No excuse that I can see for his BDS problem WRT WMD other than his desire to pander to the Left.
It's right there in the main post:
"At the end she was asked about the Zacarias Moussaoui verdict, and whether the alleged "20th hijacker" should have received the death penalty."
Can anyone tell me how their liberties have been infringed upon by the Patriot Act?
(1) I always thought that an arrested defendant had NO obligation to give information to the authorities. Miranda?
(2) You state and I agree that "FBI officials [ ] refused to take seriously the warnings coming from FBI agents in Phoenix and Minnesota."
Z.M. is a wannabe clown. He could have moonwalked into FBI headquarters with a megaphone a good month before 9/11 and the FBI still wouldn't have prevented the attack.

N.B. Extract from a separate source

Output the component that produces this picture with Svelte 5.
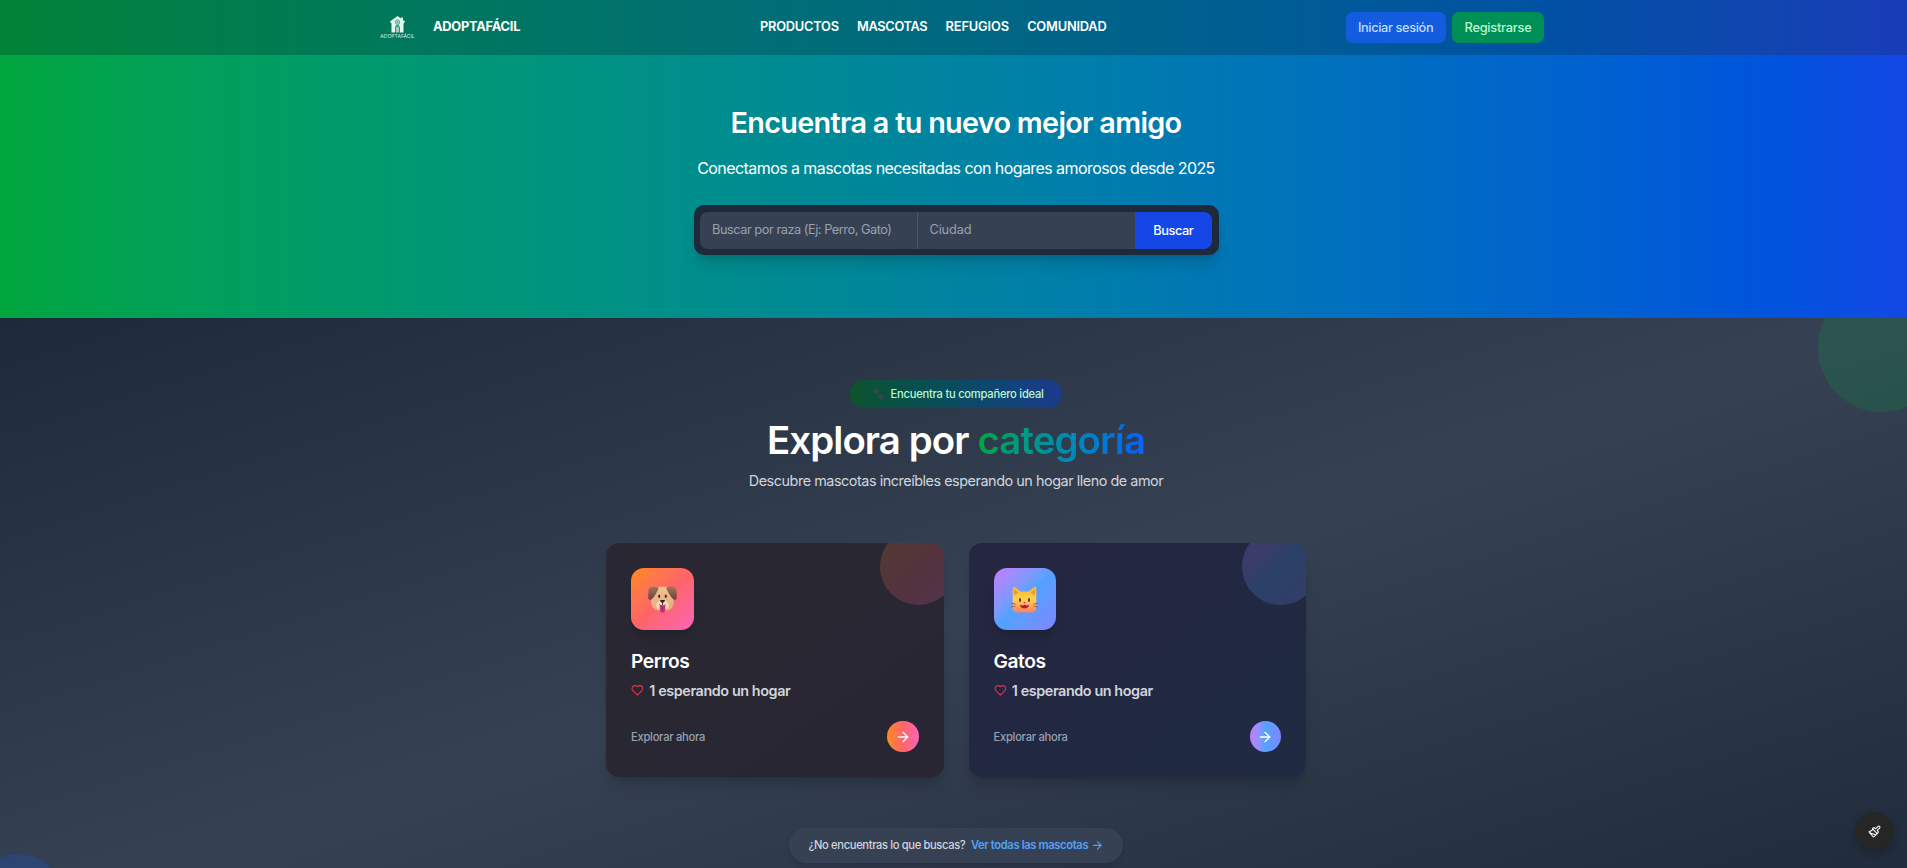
<script>
  const links = [
    { label: 'PRODUCTOS', spacing: -0.22 },
    { label: 'MASCOTAS', spacing: -0.33 },
    { label: 'REFUGIOS', spacing: -0.12 },
    { label: 'COMUNIDAD', spacing: -0.18 }
  ];
  const cards = [
    { kind: 'dog', name: 'Perros', count: 1 },
    { kind: 'cat', name: 'Gatos', count: 1 }
  ];
</script>

{#snippet arrow(size)}
  <svg width={size} height={size} viewBox="0 0 24 24" fill="none" stroke="currentColor" stroke-width="2" stroke-linecap="round" stroke-linejoin="round"><path d="M5 12h14" /><path d="m12 5 7 7-7 7" /></svg>
{/snippet}

<div class="page">
  <header>
    <div class="bar">
      <div class="brand">
        <div class="logo">
          <svg width="15" height="17" viewBox="1.500 0 15 17">
            <path d="M9 0 1.500 5.400 2.500 7.200 3 6.900V16.400h3.700V11.500a2.300 2.300 0 0 1 4.600 0v4.900H15V6.900l.5.300 1-1.800-2-1.400V1.600h-2v1z" fill="#e4f7ef" />
            <circle cx="9" cy="6.200" r="2.200" fill="none" stroke="#2c8b70" stroke-width=".8" />
            <path d="M7.400 9.200h3.200M9 4.800v2.800M7.600 6.200h2.800" stroke="#2c8b70" stroke-width=".6" />
            <path d="M7.500 16.400v-4.600a1.500 1.500 0 0 1 3 0v4.600z" fill="#9fd3c0" />
          </svg>
          <span>ADOPTAFÁCIL</span>
        </div>
        <strong>ADOPTAFÁCIL</strong>
      </div>
      <nav>
        {#each links as l}<a href="#top" style:letter-spacing="{l.spacing}px">{l.label}</a>{/each}
      </nav>
      <div class="auth">
        <button class="login">Iniciar sesión</button>
        <button class="signup">Registrarse</button>
      </div>
    </div>
  </header>

  <section class="hero">
    <h1>Encuentra a tu nuevo mejor amigo</h1>
    <p>Conectamos a mascotas necesitadas con hogares amorosos desde 2025</p>
    <div class="search">
      <div class="field breed">Buscar por raza (Ej: Perro, Gato)</div>
      <div class="field city">Ciudad</div>
      <button>Buscar</button>
    </div>
  </section>

  <section class="explore">
    <div class="orb green"></div>
    <div class="orb blue"></div>
    <div class="tag">
      <svg width="11" height="12" viewBox="0 0 11 12" fill="#4b4358">
        <ellipse cx="3" cy="4" rx="1.7" ry="1.4" /><circle cx=".9" cy="2.6" r=".7" /><circle cx="2.2" cy="1.2" r=".8" /><circle cx="4" cy="1.2" r=".8" /><circle cx="5.2" cy="2.6" r=".7" />
        <ellipse cx="7.8" cy="9.6" rx="1.7" ry="1.4" /><circle cx="5.7" cy="8.2" r=".7" /><circle cx="7" cy="6.8" r=".8" /><circle cx="8.8" cy="6.8" r=".8" /><circle cx="10.1" cy="8.2" r=".7" />
      </svg>
      <span>Encuentra tu compañero ideal</span>
    </div>
    <h2>Explora por <em>categoría</em></h2>
    <p class="lead">Descubre mascotas increíbles esperando un hogar lleno de amor</p>

    <div class="cards">
      {#each cards as c}
        <article class={c.kind}>
          <div class="bubble"></div>
          <div class="tile">
            {#if c.kind === 'dog'}
              <svg width="29" height="27" viewBox="0 0 29 27">
                <defs>
                  <linearGradient id="fur" x1="0" y1="0" x2="0" y2="1"><stop offset="0" stop-color="#f2c08e" /><stop offset="1" stop-color="#e9ab80" /></linearGradient>
                  <linearGradient id="ear" x1="0" y1="0" x2="0" y2="1"><stop offset="0" stop-color="#a87358" /><stop offset="1" stop-color="#65413f" /></linearGradient>
                </defs>
                <path d="M7 .8h15c2.400 4 3.700 9 3.700 15 0 5-3 8.700-7 8.700h-8.400c-4 0-7-3.700-7-8.700C3.300 9.800 4.600 4.800 7 .8z" fill="url(#fur)" />
                <path d="M8.800.8C4 0 .6 1.800.4 5L.2 11.500c.1 2.300 2.300 3 3.800 1.600C6.500 10.500 9 6.500 10.500 2.500 10.700 1.500 10 1 8.800.8z" fill="url(#ear)" />
                <path d="M20.200.8C25 0 28.400 1.800 28.600 5l.2 6.500c-.1 2.300-2.300 3-3.800 1.600-2.500-2.600-5-6.600-6.500-10.600-.2-1 .5-1.500 1.700-1.700z" fill="url(#ear)" />
                <path d="M14.500 14c3.200 0 6.300 2.400 6.300 5.300s-2.300 4.900-6.300 4.900-6.300-2-6.300-4.900 3.100-5.300 6.300-5.300z" fill="#f8d9b8" />
                <ellipse cx="11.200" cy="10.200" rx="1" ry="1.700" fill="#35242b" /><ellipse cx="17.800" cy="10.200" rx="1" ry="1.700" fill="#35242b" />
                <path d="M12.200 14h4.600c.3 1.600-1.200 2.600-2.300 2.600s-2.600-1-2.300-2.600z" fill="#35242b" />
                <path d="M14.500 16v3M11.300 18.500c.6 1.700 2.500 1.600 3.200.5.700 1.100 2.600 1.200 3.200-.5" fill="none" stroke="#35242b" stroke-width=".9" />
                <path d="M11.700 20h5.600v3.300c0 4.500-5.600 4.500-5.600 0z" fill="#c92f79" /><path d="M14.500 20.300v3.500" stroke="#8e205f" stroke-width=".7" />
              </svg>
            {:else}
              <svg width="27" height="27" viewBox="0 0 27 27">
                <defs><linearGradient id="cat" x1="0" y1="0" x2="0" y2="1"><stop offset="0" stop-color="#f9b52d" /><stop offset=".5" stop-color="#ffd14b" /><stop offset="1" stop-color="#ff8067" /></linearGradient></defs>
                <path d="M1.700 2.200C1.700.6 3 .4 4 1.200L9.500 5.400h8L23 1.200c1-.8 2.300-.6 2.300 1V21c0 3.500-2 5.400-5 5.400H6.700c-3 0-5-1.900-5-5.400z" fill="url(#cat)" />
                <path d="M3 3.500v6l4.500-3zM24 3.500v6l-4.500-3z" fill="#e7832b" opacity=".65" />
                <ellipse cx="9" cy="14" rx="1" ry="1.900" fill="#4c2431" /><ellipse cx="18" cy="14" rx="1" ry="1.900" fill="#4c2431" />
                <path d="M12.200 16h2.600l-1.300 1.800z" fill="#e3347c" />
                <path d="M9 18.800c2 1.200 3.500.9 4.500-.2 1 1.100 2.500 1.400 4.500.2-.2 5-8.800 5-9 0z" fill="#a61d43" />
                <path d="M0 17.300l4.500.7M0 21l4.500-.8M27 17.300l-4.500.7M27 21l-4.500-.8" stroke="#bd4d48" stroke-width=".9" />
              </svg>
            {/if}
          </div>
          <h3>{c.name}</h3>
          <div class="count">
            <svg width="12.800" height="12.800" viewBox="0 0 24 24" fill="none" stroke="#e7304a" stroke-width="2" stroke-linecap="round" stroke-linejoin="round"><path d="M19 14c1.490-1.460 3-3.210 3-5.500A5.500 5.500 0 0 0 16.500 3c-1.760 0-3 .5-4.500 2-1.500-1.500-2.740-2-4.500-2A5.500 5.500 0 0 0 2 8.500c0 2.300 1.500 4.050 3 5.500l7 7Z" /></svg>
            <span>{c.count} esperando un hogar</span>
          </div>
          <div class="foot"><span>Explorar ahora</span><div class="go">{@render arrow(16)}</div></div>
        </article>
      {/each}
    </div>

    <div class="more">
      <span>¿No encuentras lo que buscas?</span>
      <a href="#top">Ver todas las mascotas</a>
      {@render arrow(12.8)}
    </div>
  </section>

  <button class="fab" aria-label="Tema">
    <svg width="13" height="13" viewBox="0 0 24 24" fill="none" stroke="#fff" stroke-width="2" stroke-linecap="round" stroke-linejoin="round"><path d="m14.622 17.897-10.680-2.913" /><path d="M18.376 2.622a1 1 0 1 1 3.002 3.002L17.360 9.643a.5.5 0 0 0 0 .707l.944.944a2.410 2.410 0 0 1 0 3.408l-.944.944a.5.5 0 0 1-.707 0L8.354 7.348a.5.5 0 0 1 0-.707l.944-.944a2.410 2.410 0 0 1 3.408 0l.944.944a.5.5 0 0 0 .707 0z" /><path d="M9 8c-1.804 2.710-3.970 3.460-6.583 3.948a.507.507 0 0 0-.302.819l7.320 8.883a1 1 0 0 0 1.185.204C12.735 20.405 16 16.792 16 15" /></svg>
  </button>
</div>

<style>
  :global(body) { overflow: hidden; background: #1e2939; }
  .page { width: 1912px; height: 868px; overflow: hidden; font-family: Inter, "Liberation Sans", sans-serif; color: #fff; }
  * { box-sizing: border-box; }
  h1, h2, h3, p { margin: 0; }
  svg { display: block; flex: none; }
  button { border: 0; padding: 0; font: inherit; color: inherit; white-space: nowrap; }
  a { color: inherit; text-decoration: none; }

  header { height: 55px; background: linear-gradient(to right in oklab, #008236, #193cb8); }
  .bar { width: 1164px; height: 54px; margin-left: 380px; display: flex; align-items: center; justify-content: space-between; font-size: 12.8px; }
  .brand { width: 141px; display: flex; align-items: center; gap: 18px; }
  .brand strong { font-weight: 700; letter-spacing: -.22px; }
  .logo { width: 35px; display: flex; flex-direction: column; align-items: center; color: #d5f0e5; }
  .logo span { font-size: 5px; line-height: 6px; letter-spacing: .05px; }
  nav { display: flex; gap: 18.200px; font-weight: 600; }
  .bar nav, .brand strong { position: relative; top: -.5px; }
  .auth { display: flex; gap: 6.400px; font-weight: 500; }
  .auth button { height: 31px; border-radius: 7px; }
  .login { width: 100px; background: #135cdf; color: #bedbff; letter-spacing: -.37px; }
  .signup { width: 92px; background: #009057; color: #b9f8cf; letter-spacing: -.24px; }

  .hero { height: 263px; padding-top: 49.500px; display: flex; flex-direction: column; align-items: center; background: linear-gradient(to right in oklab, #00a63e, #1447e6); }
  h1 { font-size: 28.800px; line-height: 36px; font-weight: 600; letter-spacing: -.7px; }
  .hero p { margin-top: 15.500px; font-size: 16px; line-height: 24px; letter-spacing: -.57px; }
  .search { margin-top: 25px; width: 525px; height: 50px; padding: 0 6.500px; border-radius: 10px; background: #1e2939; display: flex; align-items: center; font-size: 12.800px; box-shadow: 0 12px 16px -3px #0002, 0 5px 6px -4px #0002; }
  .field { height: 37px; line-height: 36px; padding-left: 12px; background: #364153; color: #99a1af; }
  .breed { width: 217.500px; border-radius: 8px 0 0 8px; border-right: 1px solid #4a5565; letter-spacing: -.48px; }
  .city { width: 217px; letter-spacing: -.18px; }
  .search button { flex: 1; height: 37px; border-radius: 0 8px 8px 0; background: #1447e6; font-weight: 500; letter-spacing: -.45px; }

  .explore { position: relative; height: 602px; padding-top: 62px; overflow: hidden; display: flex; flex-direction: column; align-items: center; background: linear-gradient(to bottom right, #1e2939, #364153, #1e2939); }
  .orb { position: absolute; border-radius: 50%; }
  .green { width: 128px; height: 128px; right: -34px; top: -34px; background: #00a63e33; }
  .blue { width: 96px; height: 96px; left: -30px; bottom: -30px; background: #155dfc33; }
  .tag { width: 212px; height: 28px; padding-left: 23px; border-radius: 14px; display: flex; align-items: center; gap: 6.500px; font-size: 11.200px; font-weight: 500; color: #b9f8cf; letter-spacing: -.25px; white-space: nowrap; background: linear-gradient(to right in oklab, #0d542b, #1c398e); }
  h2 { margin-top: 7.500px; font-size: 38.400px; line-height: 48px; font-weight: 600; letter-spacing: -.9px; }
  em { font-style: normal; color: transparent; background: linear-gradient(to right in oklab, #00a63e, #155dfc); background-clip: text; -webkit-background-clip: text; }
  .lead { margin-top: 6.500px; font-size: 14.400px; line-height: 22px; color: #d1d5dc; letter-spacing: -.46px; }
  .cards { margin-top: 51px; display: flex; gap: 25px; }
  article { position: relative; width: 337.500px; height: 234px; padding: 25px; border-radius: 13px; overflow: hidden; }
  .cards article { box-shadow: 0 12px 16px -3px #0002, 0 5px 6px -4px #0002; }
  .dog { background: linear-gradient(to bottom right, #2a2833, #272632); --stops: #ff8904, #ff6467, #fb64b6; }
  .cat { background: linear-gradient(to bottom right, #26263f, #222842, #1f2b43); --stops: #c27aff, #51a2ff, #7c86ff; }
  .bubble { position: absolute; right: -13px; top: -15px; width: 77px; height: 77px; border-radius: 50%; opacity: .2; background: linear-gradient(to bottom right in oklab, var(--stops)); }
  .tile { width: 62.500px; height: 62px; border-radius: 13px; display: grid; place-items: center; background: linear-gradient(to bottom right in oklab, var(--stops)); box-shadow: 0 8px 12px -3px #0003; }
  h3 { margin-top: 18px; font-size: 19.200px; line-height: 26px; font-weight: 600; letter-spacing: -.4px; }
  .count { margin-top: 6px; height: 20px; display: flex; align-items: center; gap: 5.500px; font-size: 14.400px; font-weight: 600; color: #d1d5dc; letter-spacing: -.42px; }
  .foot { margin-top: 21px; height: 31px; display: flex; align-items: center; justify-content: space-between; font-size: 11.200px; font-weight: 500; color: #99a1af; letter-spacing: -.27px; }
  .go { width: 31.500px; height: 31.500px; border-radius: 50%; display: grid; place-items: center; color: #fff; background: linear-gradient(to right in oklab, var(--stops)); }
  .more { margin-top: 50.500px; width: 334px; height: 35px; padding-left: 19.500px; border-radius: 18px; display: flex; align-items: center; font-size: 11.200px; font-weight: 500; color: #d1d5dc; background: #364153; white-space: nowrap; box-shadow: 0 3px 5px -1px #0002; letter-spacing: -.37px; }
  .more a { margin: 0 3px 0 5.500px; color: #51a2ff; font-weight: 600; letter-spacing: -.36px; }
  .more :global(svg) { color: #51a2ff; }
  .fab { position: absolute; left: 1855px; top: 812px; width: 38px; height: 38px; border-radius: 50%; display: grid; place-items: center; background: #262626; box-shadow: 0 4px 8px #0003; }
</style>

The way I understand it Al Gore's primary critisism of the Bush Adminstration is that they are being too tough on the Saudis. But seriously I forgot about Al Gore because I no longer take him seriously, I was thinking more of the Madeline Albrights, Sandy Berger's and the Clintons themselves. And I did not mention that Wesley Clark has also accused Bush of hyping the intelligence. Although Clark has the distinction of not being a Clinton Admin official, even though he was fired and relieved of duty by Bill.
But Al and Weasley not withstanding I think the point is at least 90% valid.